SHORT TASK — Identify every line in the records below that contains the word "React", and reproduce each one.

Records from a dataset
* * * *

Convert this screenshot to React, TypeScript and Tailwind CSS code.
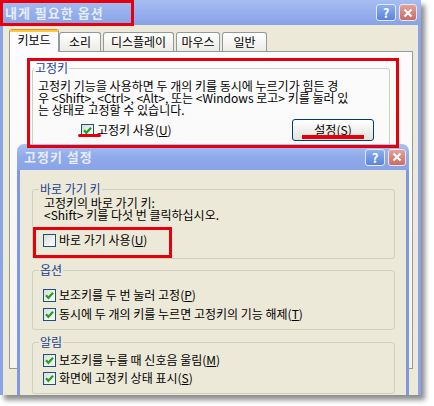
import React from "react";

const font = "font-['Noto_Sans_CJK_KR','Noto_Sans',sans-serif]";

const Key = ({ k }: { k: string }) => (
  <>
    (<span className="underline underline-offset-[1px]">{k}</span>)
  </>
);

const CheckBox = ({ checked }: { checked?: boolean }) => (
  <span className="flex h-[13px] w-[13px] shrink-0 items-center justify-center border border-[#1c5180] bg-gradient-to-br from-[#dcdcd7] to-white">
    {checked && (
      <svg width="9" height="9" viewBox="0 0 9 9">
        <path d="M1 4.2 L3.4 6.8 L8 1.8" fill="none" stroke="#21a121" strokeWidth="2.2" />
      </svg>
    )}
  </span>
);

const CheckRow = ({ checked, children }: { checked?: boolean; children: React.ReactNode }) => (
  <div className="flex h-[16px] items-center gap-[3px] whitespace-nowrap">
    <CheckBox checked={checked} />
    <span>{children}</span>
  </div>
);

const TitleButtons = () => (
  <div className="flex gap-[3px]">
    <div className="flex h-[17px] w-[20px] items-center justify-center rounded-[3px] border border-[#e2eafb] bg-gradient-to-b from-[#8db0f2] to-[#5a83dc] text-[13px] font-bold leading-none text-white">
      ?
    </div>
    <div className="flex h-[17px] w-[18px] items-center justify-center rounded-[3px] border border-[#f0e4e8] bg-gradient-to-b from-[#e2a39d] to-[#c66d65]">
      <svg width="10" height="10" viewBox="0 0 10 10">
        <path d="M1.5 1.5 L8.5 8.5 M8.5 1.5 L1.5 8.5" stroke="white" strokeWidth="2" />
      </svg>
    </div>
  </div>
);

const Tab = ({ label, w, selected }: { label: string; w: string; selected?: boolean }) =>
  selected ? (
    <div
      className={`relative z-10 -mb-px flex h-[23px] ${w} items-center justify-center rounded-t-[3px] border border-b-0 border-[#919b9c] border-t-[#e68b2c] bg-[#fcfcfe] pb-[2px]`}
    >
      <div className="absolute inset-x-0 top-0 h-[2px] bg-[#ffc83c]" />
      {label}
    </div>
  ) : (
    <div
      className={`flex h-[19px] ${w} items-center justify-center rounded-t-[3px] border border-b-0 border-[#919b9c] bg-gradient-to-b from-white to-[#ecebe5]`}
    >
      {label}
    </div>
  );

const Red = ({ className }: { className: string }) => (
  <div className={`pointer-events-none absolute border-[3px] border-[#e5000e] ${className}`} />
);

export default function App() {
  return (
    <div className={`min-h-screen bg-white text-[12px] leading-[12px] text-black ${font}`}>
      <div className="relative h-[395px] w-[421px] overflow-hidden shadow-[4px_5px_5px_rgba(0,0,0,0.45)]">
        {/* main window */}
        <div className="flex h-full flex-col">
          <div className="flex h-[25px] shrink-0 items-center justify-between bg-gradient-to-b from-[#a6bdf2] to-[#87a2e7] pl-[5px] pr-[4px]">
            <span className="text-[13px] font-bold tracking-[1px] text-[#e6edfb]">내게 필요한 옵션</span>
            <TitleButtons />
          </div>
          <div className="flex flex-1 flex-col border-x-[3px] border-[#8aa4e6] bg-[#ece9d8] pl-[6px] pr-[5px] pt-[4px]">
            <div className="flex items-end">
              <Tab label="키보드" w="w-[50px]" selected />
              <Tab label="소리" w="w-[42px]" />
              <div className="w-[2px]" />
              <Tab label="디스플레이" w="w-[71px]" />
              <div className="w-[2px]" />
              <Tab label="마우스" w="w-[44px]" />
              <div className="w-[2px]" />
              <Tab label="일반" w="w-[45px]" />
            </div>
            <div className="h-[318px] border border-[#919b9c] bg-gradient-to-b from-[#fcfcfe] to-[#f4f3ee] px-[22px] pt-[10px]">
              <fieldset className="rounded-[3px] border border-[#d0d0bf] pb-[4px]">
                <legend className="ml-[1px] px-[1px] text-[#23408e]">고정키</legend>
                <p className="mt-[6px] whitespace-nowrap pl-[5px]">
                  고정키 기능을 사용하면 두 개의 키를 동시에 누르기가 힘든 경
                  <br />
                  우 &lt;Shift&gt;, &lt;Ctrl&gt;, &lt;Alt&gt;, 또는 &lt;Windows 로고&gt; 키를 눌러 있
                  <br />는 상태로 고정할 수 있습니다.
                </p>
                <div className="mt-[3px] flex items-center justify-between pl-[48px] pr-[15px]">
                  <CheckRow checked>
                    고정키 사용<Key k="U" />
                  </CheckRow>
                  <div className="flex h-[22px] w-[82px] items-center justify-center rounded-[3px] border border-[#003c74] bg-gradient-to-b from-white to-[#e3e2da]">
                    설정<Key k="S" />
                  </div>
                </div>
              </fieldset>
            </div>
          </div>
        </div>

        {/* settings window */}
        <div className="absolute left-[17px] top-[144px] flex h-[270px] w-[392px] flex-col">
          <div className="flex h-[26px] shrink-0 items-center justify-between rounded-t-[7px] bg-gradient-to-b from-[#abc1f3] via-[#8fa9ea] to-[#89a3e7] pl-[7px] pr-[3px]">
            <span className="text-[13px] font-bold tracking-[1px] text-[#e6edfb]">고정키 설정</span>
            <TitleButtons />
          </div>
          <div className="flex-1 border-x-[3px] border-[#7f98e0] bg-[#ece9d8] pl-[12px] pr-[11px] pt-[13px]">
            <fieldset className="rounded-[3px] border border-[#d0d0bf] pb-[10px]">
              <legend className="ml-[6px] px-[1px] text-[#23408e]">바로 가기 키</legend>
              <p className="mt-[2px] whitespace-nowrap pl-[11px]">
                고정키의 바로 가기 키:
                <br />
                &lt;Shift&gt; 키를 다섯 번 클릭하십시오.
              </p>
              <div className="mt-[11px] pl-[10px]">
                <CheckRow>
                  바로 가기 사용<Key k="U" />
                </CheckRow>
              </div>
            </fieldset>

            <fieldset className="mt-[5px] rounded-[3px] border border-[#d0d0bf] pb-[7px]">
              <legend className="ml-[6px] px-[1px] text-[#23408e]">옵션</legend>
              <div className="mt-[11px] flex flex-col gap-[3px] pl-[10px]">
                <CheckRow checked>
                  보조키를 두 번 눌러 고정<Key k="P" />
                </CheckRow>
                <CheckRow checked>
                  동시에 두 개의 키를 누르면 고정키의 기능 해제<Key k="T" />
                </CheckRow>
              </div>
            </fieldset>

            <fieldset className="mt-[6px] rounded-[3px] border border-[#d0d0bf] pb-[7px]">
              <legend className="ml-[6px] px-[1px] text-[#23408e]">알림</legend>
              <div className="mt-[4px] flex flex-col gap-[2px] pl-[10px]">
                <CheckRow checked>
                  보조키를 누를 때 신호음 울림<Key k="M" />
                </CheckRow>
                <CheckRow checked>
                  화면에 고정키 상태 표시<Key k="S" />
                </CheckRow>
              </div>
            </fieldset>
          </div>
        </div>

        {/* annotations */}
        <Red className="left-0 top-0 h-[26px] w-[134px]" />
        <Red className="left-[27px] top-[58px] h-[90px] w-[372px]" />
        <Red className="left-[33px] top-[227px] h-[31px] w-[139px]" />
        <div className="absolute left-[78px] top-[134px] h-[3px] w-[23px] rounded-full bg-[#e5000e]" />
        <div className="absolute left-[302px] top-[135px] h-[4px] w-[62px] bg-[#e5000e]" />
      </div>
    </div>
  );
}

* * * *

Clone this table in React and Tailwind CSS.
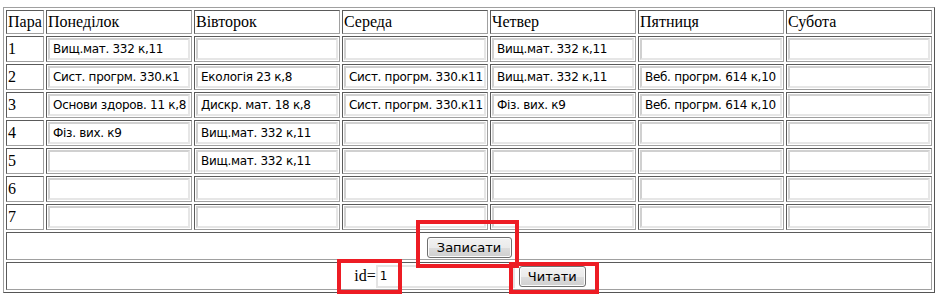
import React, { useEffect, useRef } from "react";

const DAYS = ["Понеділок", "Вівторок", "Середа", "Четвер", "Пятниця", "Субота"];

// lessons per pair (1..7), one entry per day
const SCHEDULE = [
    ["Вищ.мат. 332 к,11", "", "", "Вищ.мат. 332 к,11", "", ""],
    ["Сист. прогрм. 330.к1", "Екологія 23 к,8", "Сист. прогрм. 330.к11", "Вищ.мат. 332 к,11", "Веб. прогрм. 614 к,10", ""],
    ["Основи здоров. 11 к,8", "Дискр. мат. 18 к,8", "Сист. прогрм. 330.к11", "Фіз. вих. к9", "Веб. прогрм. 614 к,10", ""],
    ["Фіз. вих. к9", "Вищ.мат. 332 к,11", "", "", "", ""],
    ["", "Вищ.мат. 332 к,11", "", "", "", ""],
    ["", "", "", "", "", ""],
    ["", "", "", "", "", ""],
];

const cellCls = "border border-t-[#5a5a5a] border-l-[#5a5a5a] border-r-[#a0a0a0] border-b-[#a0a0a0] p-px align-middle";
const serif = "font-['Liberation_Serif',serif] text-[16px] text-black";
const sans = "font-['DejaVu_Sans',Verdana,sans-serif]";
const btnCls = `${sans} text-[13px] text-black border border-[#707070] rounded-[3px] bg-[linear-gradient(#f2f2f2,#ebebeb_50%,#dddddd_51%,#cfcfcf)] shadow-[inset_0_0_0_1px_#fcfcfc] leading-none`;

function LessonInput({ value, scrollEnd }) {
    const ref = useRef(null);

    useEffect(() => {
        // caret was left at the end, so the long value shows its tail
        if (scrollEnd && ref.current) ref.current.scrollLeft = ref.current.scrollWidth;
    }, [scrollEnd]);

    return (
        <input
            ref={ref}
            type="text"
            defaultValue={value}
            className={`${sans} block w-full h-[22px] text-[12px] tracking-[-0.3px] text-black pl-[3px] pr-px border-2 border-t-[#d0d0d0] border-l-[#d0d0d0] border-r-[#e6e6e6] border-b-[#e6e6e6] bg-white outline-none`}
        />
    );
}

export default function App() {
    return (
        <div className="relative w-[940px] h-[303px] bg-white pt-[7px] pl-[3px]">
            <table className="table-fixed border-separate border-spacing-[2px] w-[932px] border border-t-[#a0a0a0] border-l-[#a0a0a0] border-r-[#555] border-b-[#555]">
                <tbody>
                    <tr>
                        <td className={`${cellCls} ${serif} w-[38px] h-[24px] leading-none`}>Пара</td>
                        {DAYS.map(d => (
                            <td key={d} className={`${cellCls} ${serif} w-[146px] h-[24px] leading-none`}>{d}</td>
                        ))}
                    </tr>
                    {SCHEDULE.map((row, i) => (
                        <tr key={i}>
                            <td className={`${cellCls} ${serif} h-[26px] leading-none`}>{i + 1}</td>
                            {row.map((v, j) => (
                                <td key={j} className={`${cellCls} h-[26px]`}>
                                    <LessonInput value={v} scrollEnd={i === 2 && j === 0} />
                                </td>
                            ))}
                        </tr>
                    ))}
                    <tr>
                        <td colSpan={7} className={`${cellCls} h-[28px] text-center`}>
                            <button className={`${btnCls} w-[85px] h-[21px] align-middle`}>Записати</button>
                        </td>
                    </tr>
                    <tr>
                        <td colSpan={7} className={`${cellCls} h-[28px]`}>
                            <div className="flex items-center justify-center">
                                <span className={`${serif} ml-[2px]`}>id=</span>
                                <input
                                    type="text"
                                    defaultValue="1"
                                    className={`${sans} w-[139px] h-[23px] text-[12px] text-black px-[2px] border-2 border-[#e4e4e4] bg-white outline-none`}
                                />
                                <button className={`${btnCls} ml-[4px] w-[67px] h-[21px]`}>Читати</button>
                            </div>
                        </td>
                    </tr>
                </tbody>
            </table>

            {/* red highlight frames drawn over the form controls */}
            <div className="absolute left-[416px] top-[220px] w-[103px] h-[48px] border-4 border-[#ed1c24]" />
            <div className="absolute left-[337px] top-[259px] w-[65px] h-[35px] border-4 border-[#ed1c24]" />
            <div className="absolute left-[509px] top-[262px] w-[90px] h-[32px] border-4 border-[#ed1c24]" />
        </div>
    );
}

* * * *

CORRECT RESPONSE —
Convert this screenshot to React, TypeScript and Tailwind CSS code.
import React from "react";
const CheckRow = ({ checked, children }: { checked?: boolean; children: React.ReactNode }) => (
Clone this table in React and Tailwind CSS.
import React, { useEffect, useRef } from "react";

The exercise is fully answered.